Built the computer vision and ML stack behind an industrial drone analytics platform for construction, mining, and energy. A near-real-time activity recognition pipeline fuses YOLO aerial detection, LSTM temporal modeling, and DeepSORT multi-object tracking to classify what equipment and crews are actually doing — loading, hauling, dumping, idling — directly from moving drone video. Paired with 3D point-cloud segmentation for stockpile volumetrics and TensorRT-optimized edge inference for remote off-grid sites.
The Challenge
Construction and open-pit mining sites are dynamic — stakeholders need to know not just where equipment and crews are, but what they are actually doing. Extracting that temporal intelligence from a moving drone camera adds shifting perspectives, occlusion, and scale variance, and the systems running it have to live at the edge: remote off-grid locations where cloud processing is not an option.
Our Approach
We built the CV and ML stack end-to-end.

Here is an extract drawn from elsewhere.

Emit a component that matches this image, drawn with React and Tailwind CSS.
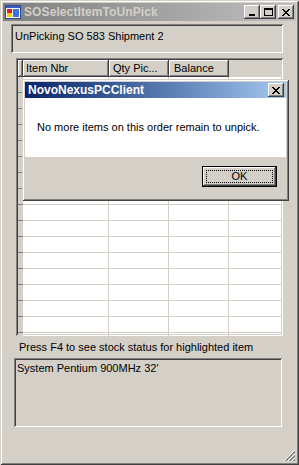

A custom-trained YOLO detects excavators, haul trucks, dozers, and personnel from aerial perspectives; DeepSORT keeps stable identities across drone motion and crossing paths; an LSTM head classifies activities — loading, hauling, dumping, idling — over short temporal windows of bounding-box and feature sequences. A parallel 3D pipeline runs PointNet- and VoxelNet-based semantic segmentation over LiDAR and photogrammetry point clouds for ground separation and automated stockpile volumetrics. A CNN-based safety layer flags PPE non-compliance and dynamic-proximity breaches into machinery danger zones. The full suite is FP16/INT8-quantized and TensorRT-optimized to run under 250 ms per frame on on-board edge servers, deployed via Docker to remote sites worldwide.
Results
Raw drone video becomes near-real-time activity intelligence across mining and construction sites — equipment cycle-time analytics, automated stockpile volumetrics, and continuous safety monitoring on a single edge pipeline that runs reliably at off-grid locations. What previously took hours of manual point-cloud cropping and reporting now flows out of the live drone feed as structured, actionable data.